Early stages of image analysis may involve filters and similar tools which transform the entire image to enable or optimize the later stages. One of the simplest of these is a lookup table tool which creates an output value for each pixel based only on its input value (a distinction from a filter where the output value of each pixel is also influenced by its neighbors). This is most commonly used to increase contrast in one area of the gray scale. In figure 1 a “square root” lookup table is applied to the shown portion of a brake assembly in the upper half of the figure to provide greater contrast to the features in the dark areas shown in the lower half. The math of this transformation is illustrated in figure 2. The horizontal axis represents in input gray scale level and the vertical axis represents the transformed output value for that pixel. For 8-bit gray scale, the maximum for each axis must be 255, pure white. The green drawn “x=y” straight line graph would represent “no change”, and the blue curve represents the change applied.
Most tools that transform entire images or image sections are filters where the output value of a pixel is also affected by its immediate neighbors. Some common uses of filters in machine vision are using Sobel, Laplacian or Canny filters to emphasize or extract edges and mean, median, dilation, erosion, opening, and closing filters to remove small unwanted objects or texture.
Defining regions of interest is ubiquitous in machine vision. Examples of this are specifying an area for search or operation, or drawing a probe at a desired place to take a measurement. Some architectures allow objects found via image analysis to themselves be used as areas of interest.
A common task of machine vision image processing is separating an object from its surroundings. The most common tool for this is thresholding where it is separated based on differences in gray level. Areas that are darker or lighter than a specified grayscale value are extracted for subsequent processing. Again “gray level” may actually be other attributes mapped to the pixel such as 3D depth or color components.
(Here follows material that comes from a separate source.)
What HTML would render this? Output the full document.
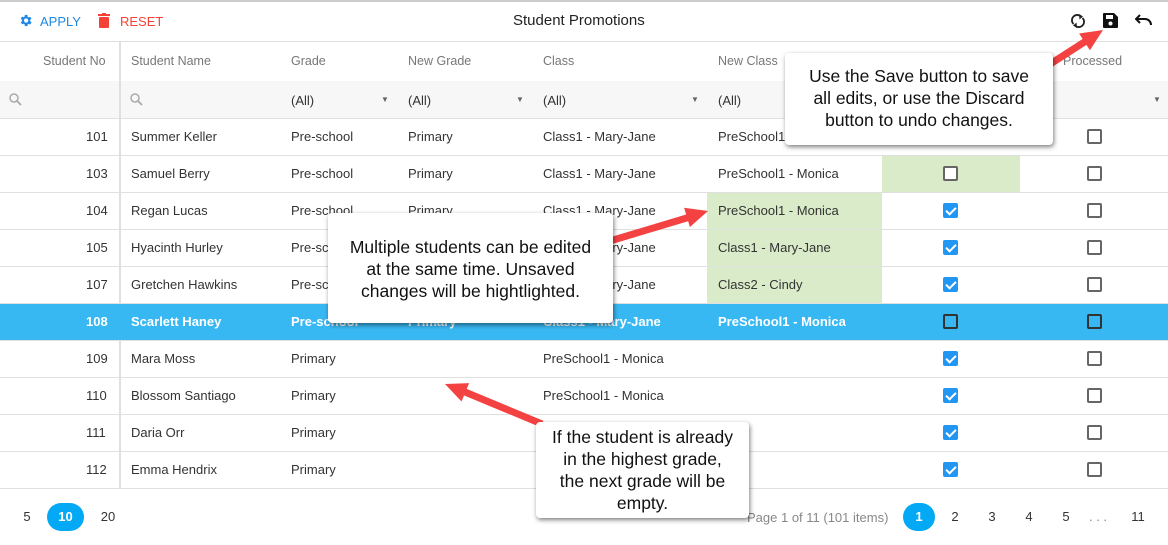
<!DOCTYPE html>
<html><head><meta charset="utf-8"><style>
*{box-sizing:border-box;margin:0;padding:0}
body{width:1168px;height:545px;overflow:hidden;background:#fff;font-family:"Liberation Sans",sans-serif;font-size:13px;color:#333;position:relative}
.a{position:absolute;white-space:nowrap}
.hl{position:absolute;left:0;width:1168px;height:1px;background:#e0e0e0}
.cb{position:absolute;width:15px;height:15px;border:2px solid #666;border-radius:2px;background:#fff}
.cb.on{background:#2196f3;border-color:#2196f3}
.cb.on:after{content:"";position:absolute;left:3px;top:0px;width:4px;height:8px;border:solid #fff;border-width:0 2px 2px 0;transform:rotate(45deg)}
.hd{color:#777;font-size:12.5px}
.tip{position:absolute;background:#fff;border-radius:4px;box-shadow:1px 2px 5px rgba(0,0,0,.5);font-size:17.5px;color:#111;text-align:center;line-height:22px}
.pg{position:absolute;top:503px;width:32px;height:28px;text-align:center;line-height:28px;font-size:13px;color:#333}
.pg.on{background:#03a9f4;color:#fff;border-radius:16px;font-weight:bold}
</style></head><body>
<div class="hl" style="top:0;height:2px;background:#ccc"></div>
<svg class="a" style="left:18px;top:13px" width="15" height="15" viewBox="0 0 24 24"><path fill="#1e88e5" d="M19.4 13a7.5 7.5 0 0 0 0-2l2.1-1.6-2-3.5-2.5 1a7 7 0 0 0-1.7-1L15 3h-4l-.4 2.7a7 7 0 0 0-1.7 1l-2.5-1-2 3.5L6.6 11a7.5 7.5 0 0 0 0 2l-2.1 1.6 2 3.5 2.5-1a7 7 0 0 0 1.7 1L11 21h4l.4-2.7a7 7 0 0 0 1.7-1l2.5 1 2-3.5zM13 15.5a3.5 3.5 0 1 1 0-7 3.5 3.5 0 0 1 0 7z"/></svg>
<div class="a" style="left:40px;top:14px;color:#1e88e5;font-size:13px">APPLY</div>
<svg class="a" style="left:98px;top:13px" width="12" height="15" viewBox="0 0 12 15"><rect x="0" y="1" width="12" height="2" fill="#f44336"/><rect x="4" y="0" width="4" height="2" fill="#f44336"/><rect x="1" y="4" width="10" height="11" rx="1" fill="#f44336"/></svg>
<div class="a" style="left:120px;top:14px;color:#f44336;font-size:13px">RESET</div>
<div class="a" style="left:513px;top:12px;font-size:15px;color:#222">Student Promotions</div>
<svg class="a" style="left:1071px;top:13px" width="14" height="16" viewBox="0 0 14 16"><path d="M2.5 11A5 5 0 0 1 10 3.5M11.5 5A5 5 0 0 1 4 12.5" fill="none" stroke="#222" stroke-width="1.8"/><path d="M8 1l4 2.5-3.5 3z M6 15l-4-2.5 3.5-3z" fill="#222"/></svg>
<svg class="a" style="left:1103px;top:13px" width="15" height="15" viewBox="0 0 15 15"><path d="M0 1a1 1 0 0 1 1-1h10l4 4v10a1 1 0 0 1-1 1H1a1 1 0 0 1-1-1z" fill="#111"/><rect x="3" y="2" width="7" height="4" fill="#fff"/><circle cx="7.5" cy="10.5" r="2" fill="#fff"/></svg>
<svg class="a" style="left:1135px;top:14px" width="17" height="12" viewBox="0 0 17 12"><path d="M5 1 1 5l4 4M1 5h9a6 6 0 0 1 6 6" fill="none" stroke="#111" stroke-width="2"/></svg>
<div class="hl" style="top:41px"></div>
<div class="hl" style="top:81px"></div>
<div class="a" style="left:0;top:81px;width:1168px;height:37px;background:#f7f7f7"></div>
<div class="a" style="left:119px;top:41px;width:2px;height:447px;background:#e0e0e0"></div>
<div class="a hd" style="left:43px;top:54px">Student No</div>
<div class="a hd" style="left:131px;top:54px">Student Name</div>
<div class="a hd" style="left:291px;top:54px">Grade</div>
<div class="a hd" style="left:408px;top:54px">New Grade</div>
<div class="a hd" style="left:543px;top:54px">Class</div>
<div class="a hd" style="left:718px;top:54px">New Class</div>
<div class="a hd" style="left:1063px;top:54px">Processed</div>
<svg class="a" style="left:9px;top:93px" width="13" height="13" viewBox="0 0 13 13"><circle cx="5" cy="5" r="4" fill="none" stroke="#aaa" stroke-width="1.5"/><path d="M8 8l4 4" stroke="#aaa" stroke-width="1.8"/></svg>
<svg class="a" style="left:130px;top:93px" width="13" height="13" viewBox="0 0 13 13"><circle cx="5" cy="5" r="4" fill="none" stroke="#aaa" stroke-width="1.5"/><path d="M8 8l4 4" stroke="#aaa" stroke-width="1.8"/></svg>
<div class="a" style="left:291px;top:93px">(All)</div><div class="a" style="left:381px;top:95px;font-size:8px;color:#666">▼</div>
<div class="a" style="left:408px;top:93px">(All)</div><div class="a" style="left:516px;top:95px;font-size:8px;color:#666">▼</div>
<div class="a" style="left:543px;top:93px">(All)</div><div class="a" style="left:691px;top:95px;font-size:8px;color:#666">▼</div>
<div class="a" style="left:718px;top:93px">(All)</div><div class="a" style="left:1153px;top:95px;font-size:8px;color:#666">▼</div>
<div class="hl" style="top:118px"></div>

<div class="a" style="left:882px;top:155px;width:138px;height:37px;background:#d9ebc8"></div>
<div class="a" style="left:707px;top:192px;width:175px;height:111px;background:#d9ebc8"></div>
<div class="a" style="left:0;top:303px;width:1168px;height:37px;background:#38b8f2"></div>

<div class="hl" style="top:155px"></div><div class="hl" style="top:192px"></div><div class="hl" style="top:229px"></div><div class="hl" style="top:266px"></div><div class="hl" style="top:303px"></div><div class="hl" style="top:340px"></div><div class="hl" style="top:377px"></div><div class="hl" style="top:414px"></div><div class="hl" style="top:451px"></div><div class="hl" style="top:488px"></div>

<div class="a" style="left:86px;top:129px">101</div><div class="a" style="left:131px;top:129px">Summer Keller</div><div class="a" style="left:291px;top:129px">Pre-school</div><div class="a" style="left:408px;top:129px">Primary</div><div class="a" style="left:543px;top:129px">Class1 - Mary-Jane</div><div class="a" style="left:718px;top:129px">PreSchool1 - Monica</div><div class="cb" style="left:1087px;top:129px"></div>
<div class="a" style="left:86px;top:166px">103</div><div class="a" style="left:131px;top:166px">Samuel Berry</div><div class="a" style="left:291px;top:166px">Pre-school</div><div class="a" style="left:408px;top:166px">Primary</div><div class="a" style="left:543px;top:166px">Class1 - Mary-Jane</div><div class="a" style="left:718px;top:166px">PreSchool1 - Monica</div><div class="cb" style="left:943px;top:166px"></div><div class="cb" style="left:1087px;top:166px"></div>
<div class="a" style="left:86px;top:203px">104</div><div class="a" style="left:131px;top:203px">Regan Lucas</div><div class="a" style="left:291px;top:203px">Pre-school</div><div class="a" style="left:408px;top:203px">Primary</div><div class="a" style="left:543px;top:203px">Class1 - Mary-Jane</div><div class="a" style="left:718px;top:203px">PreSchool1 - Monica</div><div class="cb on" style="left:943px;top:203px"></div><div class="cb" style="left:1087px;top:203px"></div>
<div class="a" style="left:86px;top:240px">105</div><div class="a" style="left:131px;top:240px">Hyacinth Hurley</div><div class="a" style="left:291px;top:240px">Pre-school</div><div class="a" style="left:543px;top:240px">Class1 - Mary-Jane</div><div class="a" style="left:718px;top:240px">Class1 - Mary-Jane</div><div class="cb on" style="left:943px;top:240px"></div><div class="cb" style="left:1087px;top:240px"></div>
<div class="a" style="left:86px;top:277px">107</div><div class="a" style="left:131px;top:277px">Gretchen Hawkins</div><div class="a" style="left:291px;top:277px">Pre-school</div><div class="a" style="left:543px;top:277px">Class1 - Mary-Jane</div><div class="a" style="left:718px;top:277px">Class2 - Cindy</div><div class="cb on" style="left:943px;top:277px"></div><div class="cb" style="left:1087px;top:277px"></div>
<div style="color:#fff;font-weight:bold"><div class="a" style="left:86px;top:314px">108</div><div class="a" style="left:131px;top:314px">Scarlett Haney</div><div class="a" style="left:291px;top:314px">Pre-school</div><div class="a" style="left:408px;top:314px">Primary</div><div class="a" style="left:543px;top:314px">Class1 - Mary-Jane</div><div class="a" style="left:718px;top:314px">PreSchool1 - Monica</div></div><div class="cb" style="left:943px;top:314px;background:transparent;border-color:#333"></div><div class="cb" style="left:1087px;top:314px;background:transparent;border-color:#333"></div>
<div class="a" style="left:86px;top:351px">109</div><div class="a" style="left:131px;top:351px">Mara Moss</div><div class="a" style="left:291px;top:351px">Primary</div><div class="a" style="left:543px;top:351px">PreSchool1 - Monica</div><div class="cb on" style="left:943px;top:351px"></div><div class="cb" style="left:1087px;top:351px"></div>
<div class="a" style="left:86px;top:388px">110</div><div class="a" style="left:131px;top:388px">Blossom Santiago</div><div class="a" style="left:291px;top:388px">Primary</div><div class="a" style="left:543px;top:388px">PreSchool1 - Monica</div><div class="cb on" style="left:943px;top:388px"></div><div class="cb" style="left:1087px;top:388px"></div>
<div class="a" style="left:86px;top:425px">111</div><div class="a" style="left:131px;top:425px">Daria Orr</div><div class="a" style="left:291px;top:425px">Primary</div><div class="cb on" style="left:943px;top:425px"></div><div class="cb" style="left:1087px;top:425px"></div>
<div class="a" style="left:86px;top:462px">112</div><div class="a" style="left:131px;top:462px">Emma Hendrix</div><div class="a" style="left:291px;top:462px">Primary</div><div class="cb on" style="left:943px;top:462px"></div><div class="cb" style="left:1087px;top:462px"></div>

<div class="pg" style="left:11px">5</div>
<div class="pg on" style="left:47px;width:37px">10</div>
<div class="pg" style="left:92px">20</div>
<div class="a" style="left:747px;top:510px;color:#888">Page 1 of 11 (101 items)</div>
<div class="pg on" style="left:903px">1</div>
<div class="pg" style="left:939px">2</div>
<div class="pg" style="left:976px">3</div>
<div class="pg" style="left:1013px">4</div>
<div class="pg" style="left:1050px">5</div>
<div class="pg" style="left:1082px;color:#888">. . .</div>
<div class="pg" style="left:1122px">11</div>

<svg class="a" style="left:0;top:0" width="1168" height="545">
<g stroke="#f44242" stroke-width="7" fill="none">
<line x1="1030" y1="77" x2="1086" y2="41"/>
<line x1="610" y1="241" x2="690" y2="217"/>
<line x1="542" y1="424" x2="465" y2="392"/>
</g>
<g fill="#f44242">
<polygon points="1103,30 1089.9,50.3 1079.1,33.5"/>
<polygon points="708,211 689.9,227 684.1,207.8"/>
<polygon points="445,384 469.1,383.1 461.5,401.5"/>
</g>
</svg>

<div class="tip" style="left:785px;top:53px;width:268px;height:92px;padding-top:12px">Use the Save button to save<br>all edits, or use the Discard<br>button to undo changes.</div>
<div class="tip" style="left:328px;top:213px;width:285px;height:110px;padding-top:23px">Multiple students can be edited<br>at the same time. Unsaved<br>changes will be hightlighted.</div>
<div class="tip" style="left:536px;top:422px;width:213px;height:96px;padding-top:4px">If the student is already<br>in the highest grade,<br>the next grade will be<br>empty.</div>
</body></html>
One of the most common and wide-ranging image analysis tasks is presence detection which includes verifying the presence of things that are required to be there and detecting the presence of things that are not supposed to be there. An example of the former is to verify that a correct part is installed in a correct location during an assembly process. A typical approach is for the processing to look at the place where the object is required to be, turn what it found there into an object for further analysis, and then analyze it to the degree needed to assure that it is the correct part and properly placed. The same concept may be used for robot guidance where location and orientation measurements of found objects are passed off to a robot so that it may properly grasp the product.
An example of detecting the presence of things that are not supposed to be there is surface analysis. Defects are separated via thresholding and then some measurements are taken on them to determine their severity. In this area, overall measurements (such as length, width, area) of the items found are taken; this is distinct from gauging where measurements at certain points are taken. A common tool name that bundles some of these functions is sometimes called “blob analysis.”
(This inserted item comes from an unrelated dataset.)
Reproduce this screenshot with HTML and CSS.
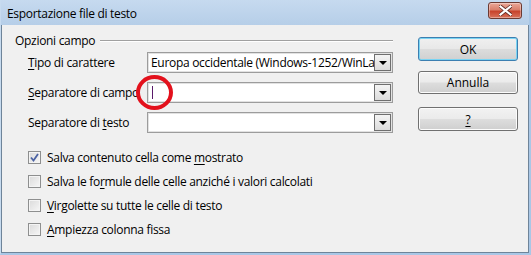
FILE: index.html
```html
<!DOCTYPE html>
<html lang="it">
<head>
    <meta charset="UTF-8">
    <title>Esportazione file di testo</title>
    <link rel="stylesheet" href="styles.css">
</head>
<body>
    <div class="window">
        <div class="titlebar">
            <span class="title">Esportazione file di testo</span>
            <span class="close-btn">
                <svg width="13" height="11" viewBox="0 0 13 11">
                    <path d="M1.5 1.5 L11.5 9.5 M11.5 1.5 L1.5 9.5" stroke="#5a2620" stroke-width="3.6" stroke-linecap="square"/>
                    <path d="M1.5 1.5 L11.5 9.5 M11.5 1.5 L1.5 9.5" stroke="#fff" stroke-width="2.2" stroke-linecap="square"/>
                </svg>
            </span>
        </div>

        <div class="client">
            <div class="options">
                <div class="group-title">
                    <span>Opzioni campo</span>
                    <div class="rule"></div>
                </div>

                <div class="field-row">
                    <label><u>T</u>ipo di carattere</label>
                    <div class="combo">
                        <span class="combo-text">Europa occidentale (Windows-1252/WinLatin 1)</span>
                        <span class="combo-btn"></span>
                    </div>
                </div>
                <div class="field-row sep-row">
                    <label><u>S</u>eparatore di campo</label>
                    <div class="combo">
                        <span class="combo-text"><span class="caret"></span></span>
                        <span class="combo-btn"></span>
                    </div>
                    <span class="highlight"></span>
                </div>
                <div class="field-row last-row">
                    <label>Separatore di <u>t</u>esto</label>
                    <div class="combo">
                        <span class="combo-text"></span>
                        <span class="combo-btn"></span>
                    </div>
                </div>

                <div class="checks">
                    <div class="check-row">
                        <span class="checkbox checked">
                            <svg width="9" height="9" viewBox="0 0 9 9">
                                <path d="M1 4.5 L3.5 7.5 L8 1" fill="none" stroke="#4b62a3" stroke-width="1.8"/>
                            </svg>
                        </span>
                        <span>Salva contenuto cella come <u>m</u>ostrato</span>
                    </div>
                    <div class="check-row">
                        <span class="checkbox"></span>
                        <span>Salva le fo<u>r</u>mule delle celle anziché i valori calcolati</span>
                    </div>
                    <div class="check-row">
                        <span class="checkbox"></span>
                        <span><u>V</u>irgolette su tutte le celle di testo</span>
                    </div>
                    <div class="check-row">
                        <span class="checkbox"></span>
                        <span><u>A</u>mpiezza colonna fissa</span>
                    </div>
                </div>
            </div>

            <div class="buttons">
                <div class="btn default">OK</div>
                <div class="btn cancel">Annulla</div>
                <div class="btn help"><u>?</u></div>
            </div>
        </div>
    </div>
</body>
</html>
```

FILE: styles.css
```css
/* Basic styling */
* {
    margin: 0;
    padding: 0;
    box-sizing: border-box;
}

body {
    font-family: 'Open Sans', 'Noto Sans', sans-serif;
    font-size: 12px;
    letter-spacing: -0.3px;
    color: #000;
    background-color: #b9d1ea;
}

u {
    text-decoration: underline;
    text-underline-offset: 2px;
}

/* Window frame */
.window {
    width: 531px;
    height: 255px;
    display: flex;
    flex-direction: column;
    background-color: #b9d1ea;
    border-left: 1px solid #c7dbef;
    border-right: 2px solid #a9c7e6;
    border-bottom: 2px solid #a9c7e6;
}

.titlebar {
    height: 25px;
    display: flex;
    align-items: center;
    justify-content: space-between;
    padding: 0 7px 0 6px;
    background: linear-gradient(to bottom, #c6daef, #b6cee8);
}

.title {
    padding-top: 1px;
}

.close-btn {
    width: 34px;
    height: 17px;
    margin-top: -4px;
    display: flex;
    align-items: center;
    justify-content: center;
    border: 1px solid #6b3a32;
    border-radius: 3px;
    background: linear-gradient(to bottom, #eba898 0%, #d9806c 45%, #c7432c 55%, #d8735c 100%);
    box-shadow: inset 0 0 0 1px rgba(255, 255, 255, 0.35);
}

/* Client area */
.client {
    flex: 1;
    display: flex;
    gap: 25px;
    background-color: #f0f0f0;
    border-left: 1px solid #6e8499;
    border-right: 1px solid #6e8499;
    border-bottom: 1px solid #6e8499;
    padding: 7px 0 0 13px;
}

.options {
    width: 378px;
}

.group-title {
    display: flex;
    align-items: center;
    gap: 5px;
    height: 16px;
    margin-bottom: 4px;
}

.rule {
    flex: 1;
    height: 2px;
    border-top: 1px solid #a0a0a0;
    border-bottom: 1px solid #fff;
    margin-top: 1px;
}

/* Field rows */
.field-row {
    position: relative;
    display: flex;
    align-items: center;
    padding-left: 13px;
    margin-bottom: 9px;
}

.field-row.last-row {
    margin-bottom: 12px;
}

.field-row label {
    width: 119px;
}

.combo {
    width: 246px;
    height: 21px;
    display: flex;
    align-items: center;
    justify-content: space-between;
    background-color: #fff;
    border: 1px solid #9c9c9c;
    box-shadow: inset 0 0 0 1px #e2e2e2;
    padding: 0 1px 0 3px;
    overflow: hidden;
}

.combo-text {
    flex: 1;
    white-space: nowrap;
    overflow: hidden;
    display: flex;
    align-items: center;
}

.caret {
    display: block;
    width: 1px;
    height: 13px;
    margin-left: 1px;
    background-color: #5a1a6a;
}

.combo-btn {
    width: 17px;
    height: 17px;
    flex-shrink: 0;
    position: relative;
    border: 1px solid #6f6f6f;
    background: linear-gradient(to bottom, #f4f4f4, #dcdcdc);
}

.combo-btn::after {
    content: "";
    position: absolute;
    left: 4px;
    top: 6px;
    border-left: 4px solid transparent;
    border-right: 4px solid transparent;
    border-top: 4px solid #000;
}

.highlight {
    position: absolute;
    left: 121px;
    top: -7px;
    width: 37px;
    height: 35px;
    border: 4px solid #e3111c;
    border-radius: 50%;
}

/* Check boxes */
.check-row {
    height: 24px;
    display: flex;
    align-items: center;
    gap: 6px;
    padding-left: 13px;
}

.checkbox {
    width: 13px;
    height: 13px;
    display: flex;
    align-items: center;
    justify-content: center;
    border: 1px solid #8e8f8f;
    background: linear-gradient(135deg, #dadada, #f7f7f7);
    box-shadow: inset 0 0 0 1px #f4f4f4;
}

/* Buttons */
.buttons {
    display: flex;
    flex-direction: column;
    padding-top: 5px;
}

.btn {
    width: 100px;
    height: 24px;
    display: flex;
    align-items: center;
    justify-content: center;
    letter-spacing: 0;
    border: 1px solid #707070;
    border-radius: 3px;
    background: linear-gradient(to bottom, #f2f2f2 0%, #ebebeb 48%, #dddddd 52%, #cfcfcf 100%);
    box-shadow: inset 0 0 0 1px #fcfcfc;
}

.btn.default {
    border-color: #3c7fb1;
    box-shadow: inset 0 0 0 1px #7ad4f3;
    background: linear-gradient(to bottom, #f0f0f0 0%, #e8e8e8 48%, #dcdcdc 52%, #d0d0d0 100%);
    margin-bottom: 10px;
}

.btn.cancel {
    height: 23px;
    margin-bottom: 13px;
}
```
Deep learning/“AI”/neural net machine vision image analysis has made rapid advances in recent years (see The Place for Deep Learning in Industrial Machine Vision). Some forms that operate on extracted parameters go back decades, but the large advances in recent years have been on deep learning based analysis of whole images. The most common results of these tools are detection of objects and classification of them into classes. A class can be as simple as “pass” or “fail,” a type of part, or characters of the alphabet for OCR purposes.
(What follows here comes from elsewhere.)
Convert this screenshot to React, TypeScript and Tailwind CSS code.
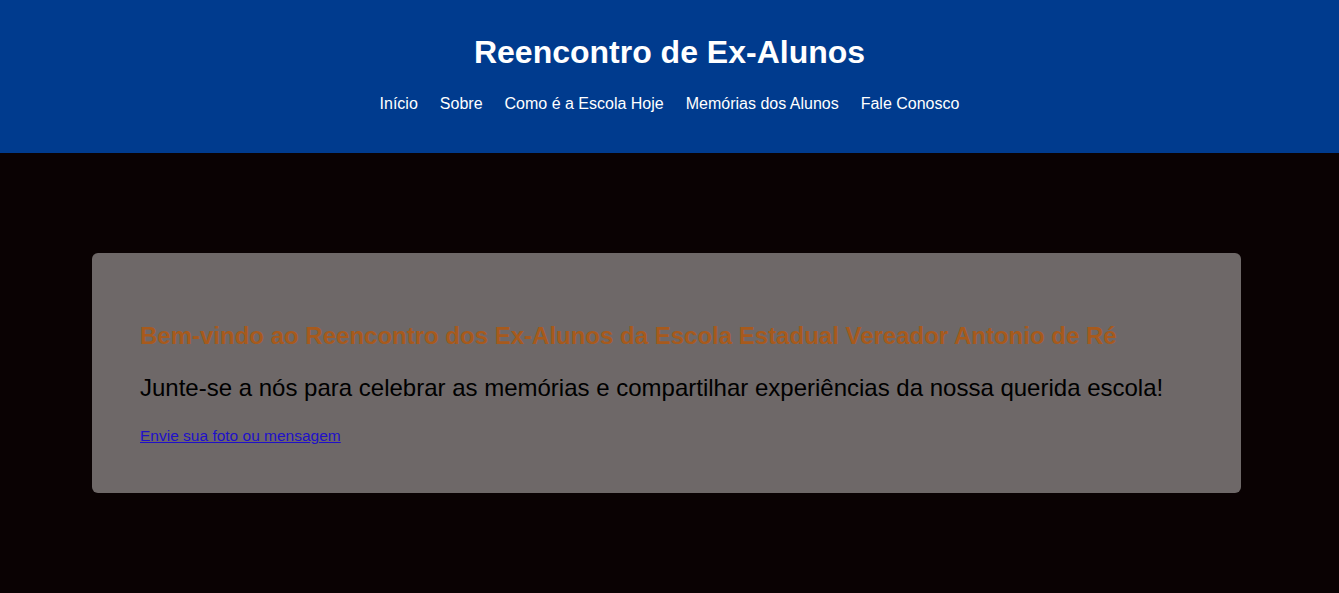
export default function App() {
  const nav = ["Início", "Sobre", "Como é a Escola Hoje", "Memórias dos Alunos", "Fale Conosco"];
  return (
    <div className="min-h-[593px] bg-[#0a0203] font-['Liberation_Sans',Arial,sans-serif]">
      <header className="flex h-[153px] flex-col items-center bg-[#003b8e] pt-[33px] text-white">
        <h1 className="text-[32px] font-bold leading-[38px]">Reencontro de Ex-Alunos</h1>
        <nav className="mt-[23px] flex gap-[22px] text-[16px] leading-[20px]">
          {nav.map((n) => (
            <a key={n} href="#" className="text-white">{n}</a>
          ))}
        </nav>
      </header>
      <main className="pt-[100px]">
        <section className="ml-[92px] h-[240px] w-[1149px] rounded-[6px] bg-[#6e6868] px-[48px] pt-[69px]">
          <h2 className="text-[24px] font-bold leading-[28px] text-[#a75a1c]">
            Bem-vindo ao Reencontro dos Ex-Alunos da Escola Estadual Vereador Antonio de Ré
          </h2>
          <p className="mt-[24px] text-[24px] leading-[28px] text-black">
            Junte-se a nós para celebrar as memórias e compartilhar experiências da nossa querida escola!
          </p>
          <a href="#" className="mt-[24px] inline-block text-[15.5px] leading-[20px] text-[#2010c8] underline">
            Envie sua foto ou mensagem
          </a>
        </section>
      </main>
    </div>
  );
}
Color analysis in images is most commonly used for differentiation. Examples of this are to confirm that the green part (and not the red part) has been installed on an assembly, or to separate a green part from a red background where there is no differentiation via brightness. Most devices (e.g. screens, computers) record and display color via a combination of red, green and blue (RGB color model) and most processing is done in this color model. But often, a single-color product typically has widely varying RGB values due to inevitable lighting variations but maintains same hue, one of the three parameters that define colors in a different color model (HSI, hue, saturation, intensity) and tools which transform images to that color model enable much better differentiation. For example, in figure 3 it is desired to separate the perimeter and letter in the top face of the blue block for later analysis. While our brains know that the top face is the same color and “see” it accordingly the upper right shows the blue channel which is not consistent. The lower left shows the hue, which is consistent allowing for the separation coded in red in the lower right. More subtle color inspection requires much more sophistication at the “physics” stage of the solution, sometimes requiring multispectral or hyperspectral imaging.
Gauging (as distinct from blob analysis) consists of taking specific types of measurements at specific places. A simple example is a human drawing two “probes” and measuring between the points where those two probes meet the surface. High accuracy gauging requires much more work at the earlier “physics” stage of the design, but careful work and strong tools during image analysis is also required. Gauging by its nature is done at edges. An edge in an image is granular (being made up of pixels) and a bit fuzzy with gray pixels at the border between the black and white. Gauging tools vary in how they determine where the edge actually is. The simplest methods are threshold based where the edge is taken to be the first pixel encountered by the probe that is darker or lighter than the threshold value. Others use more sophisticated edge models which can even locate the edge with higher resolution than one pixel (sub-pixeling).
Vision & Sensors
A Quality Special Section
If the workpiece moves a large amount between images, those human drawn probes may be in the wrong place on the workpiece or miss it entirely. Location / positioning tools adapt to that. Approaches vary but the common underlying sequence has two stages. During setup a “home” image is chosen, and the software trains itself on where the workpiece is, and the probes are drawn on that home image. Then, at run-time, the software determines how the workpiece has moved (translation, rotation) compared to the home image and moves the probes in the same manner.
One final stage of image processing is producing a pass/fail result, often done by simply counting and evaluating the result. For example, counting the number of oversized surface defects or verifying that one and only one correct part is present in the proper location on an assembly. Often this is the end of the image’s life, but sometimes the image is stored on an automated basis. One example is to document every part. Data such as a serial number or date and time may be coded into the graphics, file name or properties of the image. Another example is conditional storage of only images which failed the inspection. This may provide useful information on defective parts or be used to recreate and solve problems with the operation of the vision solution.
After the image processing is complete, the resultant data is then displayed, transmitted, processed or stored. Hopefully this brief overview of some common functions of the image processing stage has been helpful.